Greenbeard
Gold Member
age discrimination was never a factor in making the best match. If this law passes it will be. Just be honest about it.
What law? Do you have any idea what's going on here?
Let me try and help you out. First of all, understand the basics: almost thirty years ago, the federal government authorized the creation of an Organ Procurement and Transplantation Network (OPTN), to be operated by a private non-profit under contract with the feds. The OPTN's function, put simply, is to allocate organs. Longstanding federal rules require the OPTN's Board of Directors to develop a policy for doing this that, among other things, "Shall be designed to avoid wasting organs, to avoid futile transplants, to promote patient access to transplantation, and to promote the efficient management of organ placement" and "Shall be reviewed periodically and revised as appropriate." You may think this is a death panel but it certainly isn't new; it was established under Reagan almost three decades ago.
Second, understand the concept here. The particular policy under discussion here is about the allocation of kidneys and kidneys alone. Transplants of other organs already take into account relevant factors besides the time a name has been on a list. Kidneys, on the other hand, are handed out rather blindly:
Organ allocation is the process the OPTN uses to determine which transplant candidates are offered which organs. Each organ allocation system attempts to achieve different goals. For example, livers are allocated based on a candidate’s chance of dying while waiting for a transplant. Those candidates at highest risk are transplanted ahead of candidates at lower risk. Lungs are allocated based on the candidate’s chance of dying while waiting for a transplant and also on the chance of dying during the first year following transplant. In this way, the liver and lung allocation systems both attempt to minimize death on the waiting list. The lung allocation system is designed also to maximize survival in the first year after transplant. Kidneys are currently allocated based primarily on how long a candidate has been waiting. This is not how the Kidney allocation system was initially designed. Initially, allocation priority was heavily weighted based on closely a candidate ‘matched’ a kidney by tissue type testing. In the past, closer matching was necessary for acceptable results. With improvement in anti-rejection medications, the priority for tissue typing has been decreased greatly over the last several decades. While the current design of giving most of the priority based on waiting time may be perceived as “fair”, it does not strive to minimize death on the waiting list nor promote maximize survival following transplant. It does not recognize that all candidates do not have the same ability to survive the wait. It does not attempt to match the characteristics of a donor’s kidney to the candidate’s characteristics to promote a long and healthy survival post-transplant. The system can be better and it can be designed to achieve more in the way of health and longevity than it currently does.

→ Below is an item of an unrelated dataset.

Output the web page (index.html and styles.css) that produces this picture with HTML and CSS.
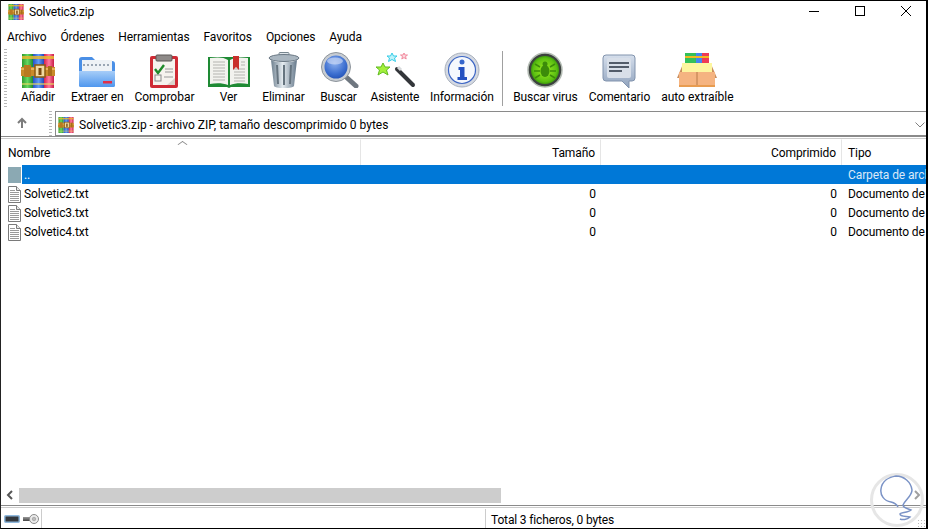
FILE: index.html
```html
<!DOCTYPE html>
<html lang="es">
<head>
<meta charset="utf-8">
<title>Solvetic3.zip</title>
<link rel="stylesheet" href="styles.css">
</head>
<body>
<svg class="defs" width="0" height="0" aria-hidden="true">
  <defs>
    <linearGradient id="gGreen" x1="0" x2="1" y1="0" y2="0"><stop offset="0" stop-color="#2e9a2e"/><stop offset=".5" stop-color="#66d860"/><stop offset="1" stop-color="#1f8a30"/></linearGradient>
    <linearGradient id="gBlue" x1="0" x2="1" y1="0" y2="0"><stop offset="0" stop-color="#2850c8"/><stop offset=".5" stop-color="#5f9cf6"/><stop offset="1" stop-color="#2448b8"/></linearGradient>
    <linearGradient id="gRed" x1="0" x2="1" y1="0" y2="0"><stop offset="0" stop-color="#d8204c"/><stop offset=".5" stop-color="#ff7ca0"/><stop offset="1" stop-color="#c81c48"/></linearGradient>
    <linearGradient id="gFolder" x1="0" x2="0" y1="0" y2="1"><stop offset="0" stop-color="#a7cdf8"/><stop offset="1" stop-color="#4f97ee"/></linearGradient>
    <linearGradient id="gCan" x1="0" x2="1" y1="0" y2="0"><stop offset="0" stop-color="#6d7f8e"/><stop offset=".45" stop-color="#e4ebf0"/><stop offset="1" stop-color="#65788a"/></linearGradient>
    <radialGradient id="gLens" cx=".45" cy=".35" r=".7"><stop offset="0" stop-color="#8cb0ee"/><stop offset=".6" stop-color="#3d6fd0"/><stop offset="1" stop-color="#1b49ae"/></radialGradient>
    <radialGradient id="gVirus" cx=".5" cy=".5" r=".55"><stop offset="0" stop-color="#a0f020"/><stop offset=".75" stop-color="#5cc012"/><stop offset="1" stop-color="#2f8a08"/></radialGradient>
    <linearGradient id="gBubble" x1="0" x2="0" y1="0" y2="1"><stop offset="0" stop-color="#d6dfec"/><stop offset="1" stop-color="#8fa2bd"/></linearGradient>
    <linearGradient id="gKey" x1="0" x2="0" y1="0" y2="1"><stop offset="0" stop-color="#9a9a9a"/><stop offset="1" stop-color="#444"/></linearGradient>
    <symbol id="rar" viewBox="0 0 34 34">
      <rect x="1" y="0" width="11" height="34" fill="url(#gGreen)"/>
      <rect x="12" y="0" width="11" height="34" fill="url(#gBlue)"/>
      <rect x="23" y="0" width="10" height="34" fill="url(#gRed)"/>
      <rect x="1" y="2" width="32" height="3" fill="#e8b830" opacity=".85"/>
      <rect x="1" y="29" width="32" height="2" fill="#e8d860" opacity=".6"/>
      <rect x="0" y="13" width="34" height="9" fill="#c98a2a"/>
      <rect x="0" y="14" width="34" height="2" fill="#e8b45a"/>
      <rect x="3" y="11" width="7" height="12" fill="#b87a20"/>
      <rect x="14" y="11" width="10" height="12" fill="#f0d9a0" stroke="#8a5a10" stroke-width="1.5"/>
      <rect x="17.5" y="14" width="3" height="7" fill="#7a4a10"/>
      <rect x="27" y="12" width="4" height="10" fill="#a86c18"/>
    </symbol>
    <symbol id="doc" viewBox="0 0 13 17">
      <path d="M.5.5h8l4 4v12H.5z" fill="#fff" stroke="#7a7a7a"/>
      <path d="M8.500.5v4h4" fill="#e8e8e8" stroke="#7a7a7a"/>
      <path d="M2 4.500h5M2 6.500h9M2 8.500h9M2 10.500h9M2 12.500h9M2 14.500h9" stroke="#9a9a9a"/>
    </symbol>
  </defs>
</svg>

<div class="window">
  <header class="titlebar">
    <svg class="title-icon"><use href="#rar"/></svg>
    <span class="title-text">Solvetic3.zip</span>
    <div class="caption">
      <svg class="cap" viewBox="0 0 46 20"><path d="M18 10.500h10" stroke="#000" fill="none"/></svg>
      <svg class="cap" viewBox="0 0 46 20"><rect x="18.500" y="5.500" width="9" height="9" stroke="#000" fill="none"/></svg>
      <svg class="cap" viewBox="0 0 46 20"><path d="M18 5l10 10M28 5L18 15" stroke="#000" fill="none"/></svg>
    </div>
  </header>

  <nav class="menubar">
    <span class="menu-item">Archivo</span>
    <span class="menu-item">Órdenes</span>
    <span class="menu-item">Herramientas</span>
    <span class="menu-item">Favoritos</span>
    <span class="menu-item">Opciones</span>
    <span class="menu-item">Ayuda</span>
  </nav>

  <div class="toolbar">
    <div class="gripper"></div>
    <div class="tools">
      <div class="tool tool-add">
        <svg class="tool-icon" viewBox="0 0 44 36"><use href="#rar" x="5" y="2" width="34" height="34"/></svg>
        <span>Añadir</span>
      </div>
      <div class="tool tool-extract">
        <svg class="tool-icon" viewBox="0 0 44 36">
          <path d="M4 8a3 3 0 0 1 3-3h10l4 4h16a3 3 0 0 1 3 3v21a2 2 0 0 1-2 2H6a2 2 0 0 1-2-2z" fill="#4a8fe6"/>
          <rect x="7" y="8" width="30" height="13" fill="#eef2f6"/>
          <path d="M8 13h28" stroke="#9aa6b4" stroke-dasharray="2 2" stroke-width="2"/>
          <path d="M4 19h36v14a2 2 0 0 1-2 2H6a2 2 0 0 1-2-2z" fill="url(#gFolder)"/>
          <rect x="28" y="29" width="9" height="2.500" fill="#e0304a"/>
        </svg>
        <span>Extraer en</span>
      </div>
      <div class="tool tool-test">
        <svg class="tool-icon" viewBox="0 0 44 36">
          <rect x="8" y="4" width="28" height="32" rx="2" fill="#cf2b35"/>
          <rect x="11" y="7" width="22" height="26" fill="#f6f3ee"/>
          <rect x="14" y="3" width="16" height="6" rx="1" fill="#8e8a88" stroke="#5a5654"/>
          <path d="M13 17l3 4 6-8" stroke="#1f8a2a" stroke-width="2.400" fill="none"/>
          <path d="M23 17h8M23 20h8M22 25h9" stroke="#9a9a9a"/>
          <rect x="13" y="23" width="6" height="6" fill="none" stroke="#8a8a8a"/>
          <path d="M25 33l8-7v7z" fill="#d9d4cc"/>
        </svg>
        <span>Comprobar</span>
      </div>
      <div class="tool tool-view">
        <svg class="tool-icon" viewBox="0 0 44 36">
          <path d="M1 5h42v30H24l-2 1-2-1H1z" fill="#1e8a34"/>
          <path d="M3 6c7-1 14-1 18 2v25c-5-2-12-2-18-1z" fill="#f2f2ee"/>
          <path d="M41 6c-7-1-14-1-18 2v25c5-2 12-2 18-1z" fill="#f2f2ee"/>
          <path d="M6 10h12M6 13h12M6 16h12M6 19h12M6 22h12M6 25h12M6 28h12M27 17h11M27 20h11M27 23h11M27 26h11M27 29h11M34 10h4M34 13h4" stroke="#b4b4b0"/>
          <path d="M26 4h6v14l-3-3-3 3z" fill="#c8302c"/>
        </svg>
        <span>Ver</span>
      </div>
      <div class="tool tool-delete">
        <svg class="tool-icon" viewBox="0 0 44 36">
          <rect x="17" y=".5" width="10" height="3" rx="1" fill="#dfe5ea" stroke="#77868f"/>
          <ellipse cx="22" cy="6" rx="15" ry="3.500" fill="#aab6c0" stroke="#6a7884"/>
          <path d="M9 8l3 26a10 2 0 0 0 20 0l3-26a14 3.500 0 0 1-26 0z" fill="url(#gCan)"/>
          <path d="M15 13l1 19M22 13v20M29 13l-1 19" stroke="#66747f" stroke-width="2"/>
        </svg>
        <span>Eliminar</span>
      </div>
      <div class="tool tool-find">
        <svg class="tool-icon" viewBox="0 0 44 36">
          <path d="M28 24l11 10" stroke="#6f7780" stroke-width="5" stroke-linecap="round"/>
          <circle cx="19" cy="15" r="13" fill="url(#gLens)" stroke="#c7ccd2" stroke-width="3"/>
          <circle cx="19" cy="15" r="14.500" fill="none" stroke="#8d949b"/>
          <ellipse cx="18" cy="9" rx="8" ry="3.500" fill="#cfdcf6" opacity=".65"/>
        </svg>
        <span>Buscar</span>
      </div>
      <div class="tool tool-wizard">
        <svg class="tool-icon" viewBox="0 0 44 36">
          <path d="M24 17l16 16" stroke="#33363a" stroke-width="4" stroke-linecap="round"/>
          <path d="M25 15l3 3" stroke="#d8dadc" stroke-width="3"/>
          <path d="M10 11l2 4 5 0-3.500 3 1.500 5-5-3-5 3 1.500-5L3 15l5 0z" fill="#a3f03c" stroke="#62bc20"/>
          <path d="M19 1l1.500 3 3.500 0-2.500 2 1 3.500-3.500-2-3.500 2 1-3.500L14 4l3.500 0z" fill="#bff3fa" stroke="#36cde8"/>
          <path d="M31 1l1 2 2.500 0-2 1.500.7 2.500-2.200-1.400-2.200 1.400.7-2.500-2-1.500 2.500 0z" fill="#fbd8de" stroke="#f28a9e"/>
        </svg>
        <span>Asistente</span>
      </div>
      <div class="tool tool-info">
        <svg class="tool-icon" viewBox="0 0 44 36">
          <circle cx="22" cy="18" r="17" fill="#d4d9e2" stroke="#a8b0bc"/>
          <circle cx="22" cy="18" r="13.500" fill="#f5f8fd" stroke="#3d66c4" stroke-width="1.200"/>
          <circle cx="22" cy="10" r="2.500" fill="#3566cc"/>
          <path d="M18.500 15h6v10H27v3h-9.500v-3h2.500v-7h-1.500z" fill="#2350c0"/>
        </svg>
        <span>Información</span>
      </div>
      <div class="tool-sep"></div>
      <div class="tool tool-virus">
        <svg class="tool-icon" viewBox="0 0 44 36">
          <circle cx="22" cy="18" r="17" fill="#3c423e" stroke="#b4bcb4" stroke-width="1.500"/>
          <circle cx="22" cy="18" r="14" fill="url(#gVirus)"/>
          <ellipse cx="22" cy="19" rx="4.500" ry="6" fill="#3c8c0a"/>
          <circle cx="22" cy="12" r="2.500" fill="#3c8c0a"/>
          <path d="M17 15l-5-3M27 15l5-3M17 19h-6M27 19h6M17 23l-5 3M27 23l5 3" stroke="#3c8c0a" stroke-width="1.500"/>
        </svg>
        <span>Buscar virus</span>
      </div>
      <div class="tool tool-comment">
        <svg class="tool-icon" viewBox="0 0 44 36">
          <path d="M9 3h26a3 3 0 0 1 3 3v20a3 3 0 0 1-3 3h-3v7l-7-7H9a3 3 0 0 1-3-3V6a3 3 0 0 1 3-3z" fill="url(#gBubble)" stroke="#8193ad"/>
          <rect x="10" y="6" width="24" height="20" rx="2" fill="#d8dfe9"/>
          <path d="M12 11h20M12 15h20M12 19h13" stroke="#525c6a" stroke-width="2"/>
        </svg>
        <span>Comentario</span>
      </div>
      <div class="tool tool-sfx">
        <svg class="tool-icon" viewBox="0 0 44 36">
          <rect x="10" y="1" width="11" height="14" fill="#34c05a"/>
          <rect x="21" y="1" width="11" height="14" fill="#4486f0"/>
          <rect x="27" y="1" width="7" height="14" fill="#ee3a56"/>
          <rect x="10" y="4" width="24" height="2" fill="#f0b820"/>
          <path d="M8 12h28l6 14H2z" fill="#c98e5e"/>
          <rect x="7" y="11" width="30" height="9" fill="#fdf6a0"/>
          <rect x="4" y="20" width="36" height="15" fill="#f5b481"/>
          <path d="M22 20v15" stroke="#b87a48"/>
          <path d="M4 34h36" stroke="#e89c50" stroke-width="2"/>
        </svg>
        <span>auto extraíble</span>
      </div>
    </div>
  </div>

  <div class="addressbar">
    <div class="up-wrap">
      <div class="gripper gripper-addr"></div>
      <svg class="up" viewBox="0 0 12 12"><path d="M6 11V2M2 6l4-4 4 4" stroke="#7c7c7c" stroke-width="2" fill="none"/></svg>
    </div>
    <div class="gripper gripper-addr"></div>
    <div class="combo">
      <svg class="combo-icon"><use href="#rar"/></svg>
      <span class="combo-text">Solvetic3.zip - archivo ZIP, tamaño descomprimido 0 bytes</span>
      <svg class="chev" viewBox="0 0 10 6"><path d="M.5.5L5 5 9.500.5" stroke="#808080" fill="none"/></svg>
    </div>
  </div>

  <main class="list">
    <div class="row head">
      <div class="cell name">Nombre<span class="sort"></span></div>
      <div class="cell num">Tamaño</div>
      <div class="cell num">Comprimido</div>
      <div class="cell type">Tipo</div>
    </div>
    <div class="row item selected">
      <div class="cell name"><span class="up-folder"></span><span class="label">..</span></div>
      <div class="cell num"></div>
      <div class="cell num"></div>
      <div class="cell type">Carpeta de archivos</div>
    </div>
    <div class="row item">
      <div class="cell name"><svg class="doc-icon"><use href="#doc"/></svg><span class="label">Solvetic2.txt</span></div>
      <div class="cell num">0</div><div class="cell num">0</div>
      <div class="cell type">Documento de texto</div>
    </div>
    <div class="row item">
      <div class="cell name"><svg class="doc-icon"><use href="#doc"/></svg><span class="label">Solvetic3.txt</span></div>
      <div class="cell num">0</div><div class="cell num">0</div>
      <div class="cell type">Documento de texto</div>
    </div>
    <div class="row item">
      <div class="cell name"><svg class="doc-icon"><use href="#doc"/></svg><span class="label">Solvetic4.txt</span></div>
      <div class="cell num">0</div><div class="cell num">0</div>
      <div class="cell type">Documento de texto</div>
    </div>
  </main>

  <div class="hscroll">
    <svg class="arrow" viewBox="0 0 8 10"><path d="M6 1L2 5l4 4" stroke="#555" stroke-width="2" fill="none"/></svg>
    <div class="track"><div class="thumb"></div></div>
    <svg class="arrow" viewBox="0 0 8 10"><path d="M2 1l4 4-4 4" stroke="#a0a0a0" stroke-width="2" fill="none"/></svg>
  </div>

  <footer class="statusbar">
    <div class="status-icons">
      <svg class="st-drive" viewBox="0 0 16 8"><rect x=".75" y=".75" width="14.500" height="6.500" rx="1" fill="#33373c" stroke="#8fb8dc" stroke-width="1.500"/></svg>
      <svg class="st-key" viewBox="0 0 16 10"><rect x="0" y="3" width="9" height="4" fill="url(#gKey)"/><circle cx="11" cy="5" r="4.500" fill="#ececec" stroke="#8a8a8a"/><circle cx="11" cy="5" r="1.800" fill="#bbb" stroke="#888" stroke-width=".5"/></svg>
    </div>
    <div class="status-mid"></div>
    <div class="status-total">Total 3 ficheros, 0 bytes</div>
  </footer>

  <svg class="watermark" viewBox="0 0 58 59">
    <circle cx="27" cy="30" r="25.500" fill="none" stroke="#e6e6e6" stroke-width="3"/>
    <path d="M28 37C27 35 25 33 21 32C14 31 10 25 11 19C12 11 19 7 26 6C34 6 41 12 42 20C42 26 35 30 33 35C33 38 36 38 41 40C38 43 30 42 30 44C30 47 37 46 40 47C37 50 32 50 30 49" fill="none" stroke="#7b93c6" stroke-width="1.500"/>
  </svg>
  <div class="size-grip"></div>
</div>
</body>
</html>
```

FILE: styles.css
```css
* { box-sizing: border-box; }
html, body { margin: 0; padding: 0; }
body {
  width: 928px;
  height: 529px;
  overflow: hidden;
  background: #fff;
  color: #000;
  font-family: Roboto, "Noto Sans", sans-serif;
  font-size: 12px;
  line-height: 16px;
}
.defs { position: absolute; }
.window {
  position: relative;
  width: 928px;
  height: 529px;
  display: flex;
  flex-direction: column;
  border-top: 1px solid #000;
  border-left: 1px solid #222;
  border-bottom: 1px solid #000;
  border-right: 2px solid #000;
  overflow: hidden;
}
.titlebar {
  height: 22px;
  display: flex;
  align-items: center;
  padding-left: 7px;
  flex: none;
}
.title-icon { width: 16px; height: 16px; margin-right: 5px; }
.title-text { flex: 1; letter-spacing: -.2px; }
.caption { display: flex; margin-right: -3px; align-self: flex-start; }
.cap { width: 46px; height: 20px; }
.menubar {
  height: 24px;
  padding: 4px 0 0 0;
  margin-left: -1px;
  display: flex;
  flex: none;
  letter-spacing: -.1px;
}
.menu-item { padding: 0 7px; height: 20px; line-height: 20px; }
.toolbar {
  height: 62px;
  display: flex;
  flex: none;
}
.gripper {
  width: 3px;
  margin: 2px 0 2px 3px;
  flex: none;
  background-image: linear-gradient(#b8b8b8 50%, transparent 50%);
  background-size: 3px 3px;
}
.tools { display: flex; margin-left: 3.5px; }
.tool {
  min-width: 55px;
  padding: 5px 5.5px 0;
  display: flex;
  flex-direction: column;
  align-items: center;
  white-space: nowrap;
  height: 62px;
}
.tool-icon { width: 44px; height: 36px; flex: none; margin-bottom: 1px; }
.tool span { line-height: 16px; letter-spacing: -.1px; }
.tool-test { padding-right: 6.5px; }
.tool-test span, .tool-sfx span { letter-spacing: 0; }
.tool-wizard { padding-left: 4.5px; }
.tool-wizard span { letter-spacing: -.2px; }
.tool-sep { width: 1px; margin: 4px 5px 0 2.5px; background: #a0a0a0; height: 55px; flex: none; }
.addressbar {
  height: 28px;
  display: flex;
  align-items: stretch;
  flex: none;
  border-bottom: 1px solid #8a8a8a;
}
.up-wrap { width: 45px; display: flex; align-items: center; flex: none; }
.up { width: 12px; height: 12px; margin-left: 9px; }
.gripper-addr { margin: 2px 0 0 3px; }
.combo {
  flex: 1;
  margin: 2px 0 0 3px;
  border: 1px solid #8a8a8a;
  border-right: 0;
  display: flex;
  align-items: center;
  padding: 2px 0 0 2px;
  min-width: 0;
}
.combo-icon { width: 16px; height: 16px; margin-right: 5px; flex: none; }
.combo-text { flex: 1; }
.chev { width: 10px; height: 6px; margin-right: 1px; }
.list { flex: 1; margin-top: 1px; border-top: 1px solid #ccc; overflow: hidden; min-height: 0; }
.row {
  display: grid;
  grid-template-columns: 360px 240px 241px 1fr;
  height: 19px;
  line-height: 19px;
}
.head { height: 26px; line-height: 24px; }
.head .cell { border-right: 1px solid #e5e5e5; border-top: 1px solid #fff; position: relative; }
.head .type { border-right: 0; }
.cell { white-space: nowrap; overflow: hidden; padding: 0 5px 0 7px; display: flex; align-items: center; letter-spacing: -.1px; }
.item .cell { padding-top: 1px; }
.num { justify-content: flex-end; }
.type { padding-left: 6px; }
.sort {
  position: absolute;
  left: 178px;
  top: 1px;
  width: 7px;
  height: 7px;
  border-left: 1px solid #888;
  border-top: 1px solid #888;
  transform: scaleY(.7) rotate(45deg);
}
.selected { color: #fff; }
.selected .num, .selected .type { background: #0078d7; }
.selected .type { color: #dbe9f7; }
.selected .name { background: linear-gradient(90deg, #fff 21px, #0078d7 21px); }
.up-folder { width: 13px; height: 16px; background: #8ba9b3; flex: none; margin-right: 3px; }
.doc-icon { width: 13px; height: 17px; flex: none; margin-right: 3px; }
.hscroll {
  height: 16px;
  display: flex;
  align-items: center;
  flex: none;
  margin-bottom: 2px;
}
.arrow { width: 8px; height: 10px; margin: 0 5px; flex: none; }
.track { flex: 1; height: 15px; }
.thumb { width: 482px; height: 15px; background: #cdcdcd; }
.statusbar {
  height: 23px;
  display: flex;
  flex: none;
  border-top: 1px solid #8a8a8a;
  box-shadow: inset 0 1px 0 #fff, inset 0 2px 0 #ccc;
  align-items: stretch;
}
.status-icons { width: 41px; display: flex; align-items: center; gap: 3px; padding: 0 0 0 3px; border-right: 1px solid #ccc; margin-top: 3px; }
.st-drive { width: 16px; height: 8px; }
.st-key { width: 16px; height: 10px; }
.status-mid { width: 444px; border-right: 1px solid #ccc; margin-top: 3px; }
.status-total { padding: 5px 0 0 5px; line-height: 18px; letter-spacing: -.15px; }
.watermark {
  position: absolute;
  right: -2px;
  bottom: -1px;
  width: 58px;
  height: 59px;
}
.size-grip {
  position: absolute;
  right: 0;
  bottom: 0;
  width: 9px;
  height: 9px;
  background-image: radial-gradient(#bbb 1px, transparent 1px);
  background-size: 3px 3px;
}
```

Third, understand the genesis of this current development. The OPTN's Board of Directors--those folks charged with devising the allocation policy that should "be reviewed periodically and revised as appropriate"--decided almost six years ago to review and revise their kidney allocation polices (which, as they noted in the quote above, they think aren't particularly good). So they asked their standing Kidney Transplantation Committee to address the issue.
How did this committee go about its work and what did it find?
In an effort to understand the current system’s limitations and opportunities for improvement, the Committee held a series of public hearings, two public forums, gave many presentations to stakeholders, and reviewed hundreds of submitted comments.
During the public hearings, the Committee heard from the transplant community that the limitations of the current system include the following:
- high discard rates of kidneys (especially those from expanded criteria donors [ECD]) that could benefit candidates on the waiting list,
- variability in access to transplantation by blood group and geographic location, and
- many kidneys with long potential longevity being allocated to candidates with significantly shorter potential longevity and vice versa. This results in unrealized graft years and unnecessarily high retransplant rates.
They laid out the goals for kidney transplantation that they came to with stakeholders via this open process (particularly from a public forum that the committee held in January of 2009) and have now come up with three proposals for improving the current kidney allocation policy:
- Utilizing a kidney donor profile index (KDPI) to better characterize donor kidneys and to provide additional clinical information for patients and providers to consider during the transplant evaluation process and organ offer process. The KPDI is a continuous measure used to estimate the potential function of a donated kidney if it were transplanted in to the average recipient.
- Allocating the majority of organs (80%) by age matching so that candidates within 15 years (older and younger) than the donor are prioritized. This is a 30 year time span around each deceased donor’s age.
- Allocating some kidneys (20%) by the combination of the kidney donor profile index (KDPI) and candidate estimated post-transplant survival (EPTS).
You, as a member of the public, are invited to review their proposal and provide feedback before April 1: you can read it and submit public comments here.
To sum up:
- No law has changed. The OPTN is reviewing its own policy, with stakeholder and public input.
- Organs are not all allocated indiscriminately, which is why the policy under review here pertains to kidneys, which, for the most part, are.
- The ACA ("Obamacare") has absolutely nothing to do with this.
- This "death panel" (the OPTN) has been death paneling since the mid-80s.
- This process of reviewing and potentially revising the kidney allocation policies began years ago.